= DIRECTIONS =
Extract the data exactly, missing nothing.

----

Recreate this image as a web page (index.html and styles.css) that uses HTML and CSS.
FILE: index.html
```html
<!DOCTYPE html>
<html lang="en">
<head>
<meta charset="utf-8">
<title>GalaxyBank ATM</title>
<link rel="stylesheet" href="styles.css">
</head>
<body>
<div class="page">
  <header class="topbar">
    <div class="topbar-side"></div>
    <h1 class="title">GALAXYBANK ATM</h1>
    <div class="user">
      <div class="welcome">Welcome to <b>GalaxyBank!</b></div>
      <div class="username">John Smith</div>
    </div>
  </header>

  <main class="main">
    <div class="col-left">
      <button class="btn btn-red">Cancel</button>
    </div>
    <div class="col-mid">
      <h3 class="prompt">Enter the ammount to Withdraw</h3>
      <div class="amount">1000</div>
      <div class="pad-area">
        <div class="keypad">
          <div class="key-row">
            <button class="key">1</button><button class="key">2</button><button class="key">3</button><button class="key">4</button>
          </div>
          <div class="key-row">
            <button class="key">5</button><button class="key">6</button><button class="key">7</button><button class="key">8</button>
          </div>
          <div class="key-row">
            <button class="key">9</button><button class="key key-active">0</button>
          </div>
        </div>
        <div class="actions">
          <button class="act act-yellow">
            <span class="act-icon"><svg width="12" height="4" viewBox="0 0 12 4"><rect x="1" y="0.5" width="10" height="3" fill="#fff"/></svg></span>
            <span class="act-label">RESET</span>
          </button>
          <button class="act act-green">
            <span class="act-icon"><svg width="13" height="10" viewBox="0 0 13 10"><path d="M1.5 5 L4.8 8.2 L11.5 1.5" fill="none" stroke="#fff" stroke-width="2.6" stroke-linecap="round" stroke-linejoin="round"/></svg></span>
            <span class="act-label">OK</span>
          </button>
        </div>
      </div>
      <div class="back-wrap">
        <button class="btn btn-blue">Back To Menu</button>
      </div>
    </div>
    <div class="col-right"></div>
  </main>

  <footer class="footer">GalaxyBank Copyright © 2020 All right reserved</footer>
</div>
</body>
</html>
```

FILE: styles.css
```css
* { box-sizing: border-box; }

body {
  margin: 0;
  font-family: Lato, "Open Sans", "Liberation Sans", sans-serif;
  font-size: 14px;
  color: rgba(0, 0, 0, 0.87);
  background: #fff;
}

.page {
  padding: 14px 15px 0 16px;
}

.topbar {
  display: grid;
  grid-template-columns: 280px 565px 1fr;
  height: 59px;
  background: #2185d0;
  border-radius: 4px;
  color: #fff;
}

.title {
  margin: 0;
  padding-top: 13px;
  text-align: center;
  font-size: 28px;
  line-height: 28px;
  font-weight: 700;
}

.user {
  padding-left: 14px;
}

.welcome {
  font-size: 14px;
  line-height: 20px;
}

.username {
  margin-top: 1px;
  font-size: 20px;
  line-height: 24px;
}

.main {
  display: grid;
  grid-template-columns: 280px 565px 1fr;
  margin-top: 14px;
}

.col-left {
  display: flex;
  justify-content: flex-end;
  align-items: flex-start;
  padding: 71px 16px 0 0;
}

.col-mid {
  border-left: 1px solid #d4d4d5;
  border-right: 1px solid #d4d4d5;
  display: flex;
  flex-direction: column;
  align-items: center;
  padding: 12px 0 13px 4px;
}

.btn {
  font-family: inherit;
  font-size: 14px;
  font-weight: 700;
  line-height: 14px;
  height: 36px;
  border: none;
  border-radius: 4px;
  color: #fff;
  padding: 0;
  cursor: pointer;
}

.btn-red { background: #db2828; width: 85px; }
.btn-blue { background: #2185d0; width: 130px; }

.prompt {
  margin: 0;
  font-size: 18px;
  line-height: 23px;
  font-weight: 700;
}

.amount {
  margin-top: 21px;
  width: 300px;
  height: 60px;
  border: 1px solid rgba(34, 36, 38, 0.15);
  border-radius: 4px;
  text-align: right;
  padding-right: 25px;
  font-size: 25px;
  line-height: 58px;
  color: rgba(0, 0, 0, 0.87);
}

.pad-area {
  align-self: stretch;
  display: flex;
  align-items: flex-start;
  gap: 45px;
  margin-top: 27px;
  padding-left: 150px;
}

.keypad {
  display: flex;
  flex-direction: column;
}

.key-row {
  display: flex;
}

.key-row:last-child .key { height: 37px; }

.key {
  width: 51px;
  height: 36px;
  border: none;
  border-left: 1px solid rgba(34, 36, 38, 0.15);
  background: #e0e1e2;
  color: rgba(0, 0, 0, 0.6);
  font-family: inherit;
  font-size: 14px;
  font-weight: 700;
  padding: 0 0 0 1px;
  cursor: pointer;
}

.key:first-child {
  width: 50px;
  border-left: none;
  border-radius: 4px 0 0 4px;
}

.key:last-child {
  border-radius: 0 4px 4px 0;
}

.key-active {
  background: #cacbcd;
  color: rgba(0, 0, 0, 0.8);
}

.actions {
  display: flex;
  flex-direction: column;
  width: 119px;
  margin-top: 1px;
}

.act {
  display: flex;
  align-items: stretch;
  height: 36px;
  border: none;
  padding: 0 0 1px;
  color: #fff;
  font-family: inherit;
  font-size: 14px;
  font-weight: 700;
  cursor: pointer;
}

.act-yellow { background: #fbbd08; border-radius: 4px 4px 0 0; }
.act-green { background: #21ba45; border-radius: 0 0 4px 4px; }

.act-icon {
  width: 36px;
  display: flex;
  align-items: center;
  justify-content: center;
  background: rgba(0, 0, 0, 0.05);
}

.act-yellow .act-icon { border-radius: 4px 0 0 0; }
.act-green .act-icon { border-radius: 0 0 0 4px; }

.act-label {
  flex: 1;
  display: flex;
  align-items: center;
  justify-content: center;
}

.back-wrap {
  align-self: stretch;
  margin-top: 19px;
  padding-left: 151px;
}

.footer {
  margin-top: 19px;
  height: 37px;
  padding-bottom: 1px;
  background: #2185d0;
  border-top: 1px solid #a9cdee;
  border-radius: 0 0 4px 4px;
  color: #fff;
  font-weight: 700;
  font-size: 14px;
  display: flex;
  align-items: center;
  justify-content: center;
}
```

----

= EXERCISE RESULT =
Recreate this image as a web page (index.html and styles.css) that uses HTML and CSS.
FILE: index.html
```html
<!DOCTYPE html>
<html lang="en">
<head>
<meta charset="utf-8">
<title>GalaxyBank ATM</title>
<link rel="stylesheet" href="styles.css">
</head>
<body>
<div class="page">
  <header class="topbar">
    <div class="topbar-side"></div>
    <h1 class="title">GALAXYBANK ATM</h1>
    <div class="user">
      <div class="welcome">Welcome to <b>GalaxyBank!</b></div>
      <div class="username">John Smith</div>
    </div>
  </header>

  <main class="main">
    <div class="col-left">
      <button class="btn btn-red">Cancel</button>
    </div>
    <div class="col-mid">
      <h3 class="prompt">Enter the ammount to Withdraw</h3>
      <div class="amount">1000</div>
      <div class="pad-area">
        <div class="keypad">
          <div class="key-row">
            <button class="key">1</button><button class="key">2</button><button class="key">3</button><button class="key">4</button>
          </div>
          <div class="key-row">
            <button class="key">5</button><button class="key">6</button><button class="key">7</button><button class="key">8</button>
          </div>
          <div class="key-row">
            <button class="key">9</button><button class="key key-active">0</button>
          </div>
        </div>
        <div class="actions">
          <button class="act act-yellow">
            <span class="act-icon"><svg width="12" height="4" viewBox="0 0 12 4"><rect x="1" y="0.5" width="10" height="3" fill="#fff"/></svg></span>
            <span class="act-label">RESET</span>
          </button>
          <button class="act act-green">
            <span class="act-icon"><svg width="13" height="10" viewBox="0 0 13 10"><path d="M1.5 5 L4.8 8.2 L11.5 1.5" fill="none" stroke="#fff" stroke-width="2.6" stroke-linecap="round" stroke-linejoin="round"/></svg></span>
            <span class="act-label">OK</span>
          </button>
        </div>
      </div>
      <div class="back-wrap">
        <button class="btn btn-blue">Back To Menu</button>
      </div>
    </div>
    <div class="col-right"></div>
  </main>

  <footer class="footer">GalaxyBank Copyright © 2020 All right reserved</footer>
</div>
</body>
</html>
```

FILE: styles.css
```css
* { box-sizing: border-box; }

body {
  margin: 0;
  font-family: Lato, "Open Sans", "Liberation Sans", sans-serif;
  font-size: 14px;
  color: rgba(0, 0, 0, 0.87);
  background: #fff;
}

.page {
  padding: 14px 15px 0 16px;
}

.topbar {
  display: grid;
  grid-template-columns: 280px 565px 1fr;
  height: 59px;
  background: #2185d0;
  border-radius: 4px;
  color: #fff;
}

.title {
  margin: 0;
  padding-top: 13px;
  text-align: center;
  font-size: 28px;
  line-height: 28px;
  font-weight: 700;
}

.user {
  padding-left: 14px;
}

.welcome {
  font-size: 14px;
  line-height: 20px;
}

.username {
  margin-top: 1px;
  font-size: 20px;
  line-height: 24px;
}

.main {
  display: grid;
  grid-template-columns: 280px 565px 1fr;
  margin-top: 14px;
}

.col-left {
  display: flex;
  justify-content: flex-end;
  align-items: flex-start;
  padding: 71px 16px 0 0;
}

.col-mid {
  border-left: 1px solid #d4d4d5;
  border-right: 1px solid #d4d4d5;
  display: flex;
  flex-direction: column;
  align-items: center;
  padding: 12px 0 13px 4px;
}

.btn {
  font-family: inherit;
  font-size: 14px;
  font-weight: 700;
  line-height: 14px;
  height: 36px;
  border: none;
  border-radius: 4px;
  color: #fff;
  padding: 0;
  cursor: pointer;
}

.btn-red { background: #db2828; width: 85px; }
.btn-blue { background: #2185d0; width: 130px; }

.prompt {
  margin: 0;
  font-size: 18px;
  line-height: 23px;
  font-weight: 700;
}

.amount {
  margin-top: 21px;
  width: 300px;
  height: 60px;
  border: 1px solid rgba(34, 36, 38, 0.15);
  border-radius: 4px;
  text-align: right;
  padding-right: 25px;
  font-size: 25px;
  line-height: 58px;
  color: rgba(0, 0, 0, 0.87);
}

.pad-area {
  align-self: stretch;
  display: flex;
  align-items: flex-start;
  gap: 45px;
  margin-top: 27px;
  padding-left: 150px;
}

.keypad {
  display: flex;
  flex-direction: column;
}

.key-row {
  display: flex;
}

.key-row:last-child .key { height: 37px; }

.key {
  width: 51px;
  height: 36px;
  border: none;
  border-left: 1px solid rgba(34, 36, 38, 0.15);
  background: #e0e1e2;
  color: rgba(0, 0, 0, 0.6);
  font-family: inherit;
  font-size: 14px;
  font-weight: 700;
  padding: 0 0 0 1px;
  cursor: pointer;
}

.key:first-child {
  width: 50px;
  border-left: none;
  border-radius: 4px 0 0 4px;
}

.key:last-child {
  border-radius: 0 4px 4px 0;
}

.key-active {
  background: #cacbcd;
  color: rgba(0, 0, 0, 0.8);
}

.actions {
  display: flex;
  flex-direction: column;
  width: 119px;
  margin-top: 1px;
}

.act {
  display: flex;
  align-items: stretch;
  height: 36px;
  border: none;
  padding: 0 0 1px;
  color: #fff;
  font-family: inherit;
  font-size: 14px;
  font-weight: 700;
  cursor: pointer;
}

.act-yellow { background: #fbbd08; border-radius: 4px 4px 0 0; }
.act-green { background: #21ba45; border-radius: 0 0 4px 4px; }

.act-icon {
  width: 36px;
  display: flex;
  align-items: center;
  justify-content: center;
  background: rgba(0, 0, 0, 0.05);
}

.act-yellow .act-icon { border-radius: 4px 0 0 0; }
.act-green .act-icon { border-radius: 0 0 0 4px; }

.act-label {
  flex: 1;
  display: flex;
  align-items: center;
  justify-content: center;
}

.back-wrap {
  align-self: stretch;
  margin-top: 19px;
  padding-left: 151px;
}

.footer {
  margin-top: 19px;
  height: 37px;
  padding-bottom: 1px;
  background: #2185d0;
  border-top: 1px solid #a9cdee;
  border-radius: 0 0 4px 4px;
  color: #fff;
  font-weight: 700;
  font-size: 14px;
  display: flex;
  align-items: center;
  justify-content: center;
}
```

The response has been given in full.